Approximating Hit Rate Curves using Streaming Algorithms - FLS Talk by Nick Harvey, UBC/CS

Date
Location

DMP 110 (6245 Agronomy Rd.)

Abstract:
A hit rate curve is a function mapping cache size to the proportion of requests that can be served from the cache, for a fixed caching policy and a fixed sequence of requests. Hit rate curves have been studied for decades in the operating system, database and computer architecture communities. They are useful tools for designing appropriate cache sizes, dynamically allocating memory between competing caches, and for summarizing locality properties of the request sequence.
 
Existing algorithms for computing hit rate curves typically process a stream of requests online, in a single pass and in near-linear time. An obstacle to using hit rate curves is often the amount of space required by existing algorithms. For a cache using the Least Recently Used policy and a stream of m requests for n cacheable objects, all existing algorithms to compute the hit rate curve use space linear in n, which is often prohibitive.
 
We present the first algorithm for approximating hit rate curves with sublinear space and guaranteed accuracy.
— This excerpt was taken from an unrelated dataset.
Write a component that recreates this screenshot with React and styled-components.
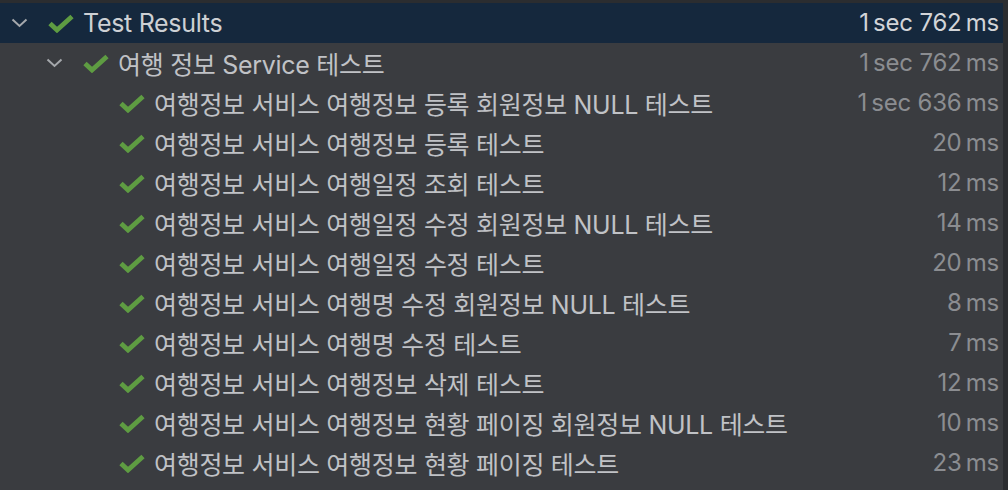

Our algorithm can approximate a hit rate curve at L uniformly-spaced points to within additive error epsilon using O( L^2 log(n) log^2(m) / epsilon^2 ) bits of space. The algorithm requires little code to implement, and it performs extremely well in practice. The central idea of the algorithm is to execute in parallel numerous estimators for the number of distinct elements in a data stream.
 
Bio:
Nick Harvey works on a broad range of topics in algorithm design, including combinatorial optimization, randomized algorithms, spectral graph theory and algorithms for use in computer systems. He completed his PhD at the Massachusetts Institute of Technology in 2008. He was a postdoctoral researcher at Microsoft Research New England from 2008-2009, and an assistant professor at the University of Waterloo from 2009-2011. Since 2011 he is an assistant professor and Canada Research Chair at the University of British Columbia. He is a recipient of the the 2013 Alfred P. Sloan Research Fellowship, the Best Student Paper Award at FOCS 2006, and the Best Paper Award at USITS 2003.